* _WRITTEN PROBLEM_: Using the data below, gather each line that includes the word "this".

* _PROVIDED MATERIAL_:
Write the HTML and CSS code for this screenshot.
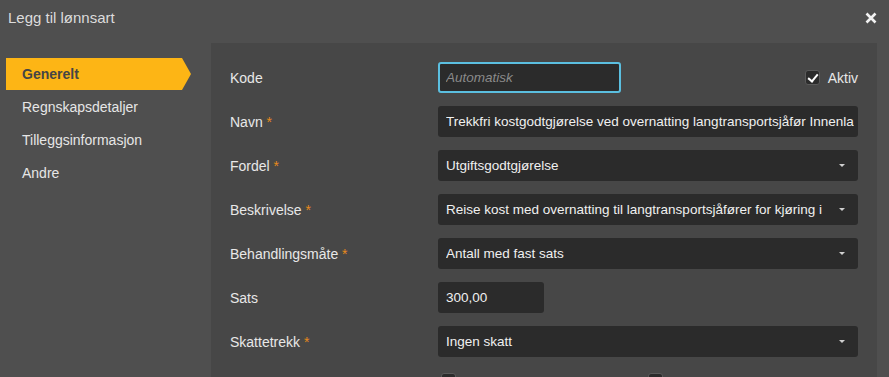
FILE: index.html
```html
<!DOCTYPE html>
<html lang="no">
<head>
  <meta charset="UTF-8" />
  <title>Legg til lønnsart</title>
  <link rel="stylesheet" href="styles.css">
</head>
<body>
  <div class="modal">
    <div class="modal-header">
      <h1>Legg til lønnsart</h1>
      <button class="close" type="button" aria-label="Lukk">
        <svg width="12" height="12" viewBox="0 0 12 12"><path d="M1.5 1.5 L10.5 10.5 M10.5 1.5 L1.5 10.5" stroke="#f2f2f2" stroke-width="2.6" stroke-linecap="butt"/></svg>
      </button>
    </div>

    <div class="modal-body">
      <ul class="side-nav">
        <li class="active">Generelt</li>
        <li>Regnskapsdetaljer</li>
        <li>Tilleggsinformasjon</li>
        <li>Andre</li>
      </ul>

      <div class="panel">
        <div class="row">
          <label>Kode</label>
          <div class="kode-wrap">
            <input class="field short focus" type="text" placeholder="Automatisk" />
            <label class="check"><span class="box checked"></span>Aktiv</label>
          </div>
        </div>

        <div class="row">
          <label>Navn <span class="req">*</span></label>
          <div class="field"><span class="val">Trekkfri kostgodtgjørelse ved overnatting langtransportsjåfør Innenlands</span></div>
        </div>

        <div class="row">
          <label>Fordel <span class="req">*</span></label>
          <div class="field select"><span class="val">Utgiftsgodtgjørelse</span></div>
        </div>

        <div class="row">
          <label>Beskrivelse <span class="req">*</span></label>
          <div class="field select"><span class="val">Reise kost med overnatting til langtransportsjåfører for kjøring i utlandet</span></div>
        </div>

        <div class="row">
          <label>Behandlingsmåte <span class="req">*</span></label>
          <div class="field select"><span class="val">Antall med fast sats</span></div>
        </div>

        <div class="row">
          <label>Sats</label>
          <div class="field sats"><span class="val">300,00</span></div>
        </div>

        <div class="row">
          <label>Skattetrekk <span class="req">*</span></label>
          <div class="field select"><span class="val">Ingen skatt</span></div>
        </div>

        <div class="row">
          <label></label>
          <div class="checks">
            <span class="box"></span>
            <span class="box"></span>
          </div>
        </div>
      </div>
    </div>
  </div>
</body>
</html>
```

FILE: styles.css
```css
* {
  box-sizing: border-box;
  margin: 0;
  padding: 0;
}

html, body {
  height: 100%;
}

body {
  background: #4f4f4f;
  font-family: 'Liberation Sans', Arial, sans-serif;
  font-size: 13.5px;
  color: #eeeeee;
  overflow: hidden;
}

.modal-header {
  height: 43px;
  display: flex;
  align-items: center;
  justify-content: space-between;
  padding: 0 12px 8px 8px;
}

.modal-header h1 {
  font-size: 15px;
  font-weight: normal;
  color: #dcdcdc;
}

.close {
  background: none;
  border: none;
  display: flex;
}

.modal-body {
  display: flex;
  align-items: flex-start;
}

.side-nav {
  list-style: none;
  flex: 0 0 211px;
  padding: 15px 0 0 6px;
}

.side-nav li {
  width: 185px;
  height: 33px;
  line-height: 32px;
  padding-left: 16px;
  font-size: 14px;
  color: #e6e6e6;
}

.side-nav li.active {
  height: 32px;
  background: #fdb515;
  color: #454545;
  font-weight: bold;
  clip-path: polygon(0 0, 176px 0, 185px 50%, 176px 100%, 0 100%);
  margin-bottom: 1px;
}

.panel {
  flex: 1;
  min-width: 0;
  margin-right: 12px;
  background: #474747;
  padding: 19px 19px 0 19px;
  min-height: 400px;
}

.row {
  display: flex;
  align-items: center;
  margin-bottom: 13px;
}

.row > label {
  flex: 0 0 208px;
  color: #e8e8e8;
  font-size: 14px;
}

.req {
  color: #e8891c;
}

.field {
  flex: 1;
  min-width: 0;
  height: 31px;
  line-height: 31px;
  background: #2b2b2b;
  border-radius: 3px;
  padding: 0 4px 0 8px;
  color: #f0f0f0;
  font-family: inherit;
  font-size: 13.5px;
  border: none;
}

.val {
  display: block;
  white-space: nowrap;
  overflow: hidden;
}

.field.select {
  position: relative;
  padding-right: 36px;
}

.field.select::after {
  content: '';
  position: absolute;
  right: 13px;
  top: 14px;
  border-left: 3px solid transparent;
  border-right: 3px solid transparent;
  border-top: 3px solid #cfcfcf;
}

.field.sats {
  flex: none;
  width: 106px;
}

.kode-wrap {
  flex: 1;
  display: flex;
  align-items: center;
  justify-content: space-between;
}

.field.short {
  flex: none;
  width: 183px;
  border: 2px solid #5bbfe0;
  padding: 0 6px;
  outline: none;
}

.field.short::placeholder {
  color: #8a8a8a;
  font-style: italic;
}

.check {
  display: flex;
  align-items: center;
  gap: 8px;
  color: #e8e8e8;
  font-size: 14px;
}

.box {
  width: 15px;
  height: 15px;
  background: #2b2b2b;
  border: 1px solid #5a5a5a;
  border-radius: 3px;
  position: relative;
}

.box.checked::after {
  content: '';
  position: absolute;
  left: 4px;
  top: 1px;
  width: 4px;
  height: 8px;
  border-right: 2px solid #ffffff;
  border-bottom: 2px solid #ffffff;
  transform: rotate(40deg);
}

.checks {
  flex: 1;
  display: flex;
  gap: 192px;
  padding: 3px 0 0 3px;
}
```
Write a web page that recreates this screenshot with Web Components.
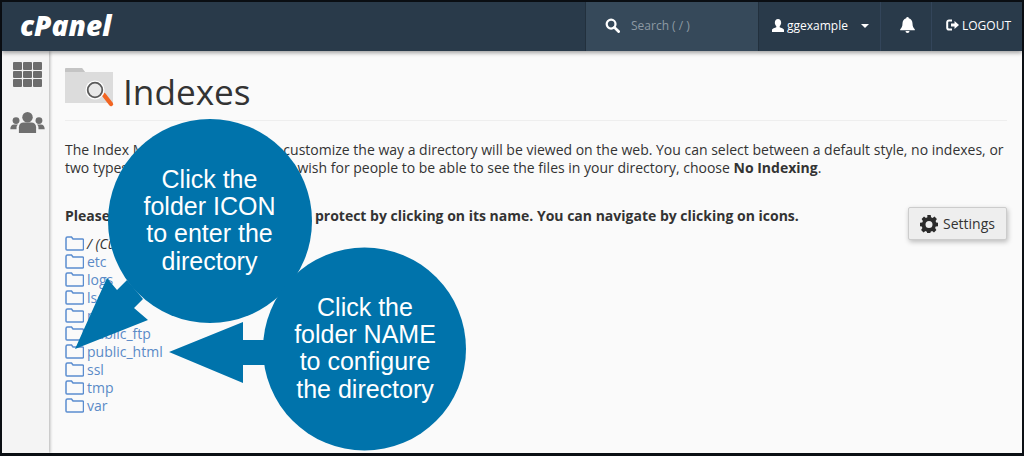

* _EXERCISE OUTPUT_:
Write the HTML and CSS code for this screenshot.
Write a web page that recreates this screenshot with Web Components.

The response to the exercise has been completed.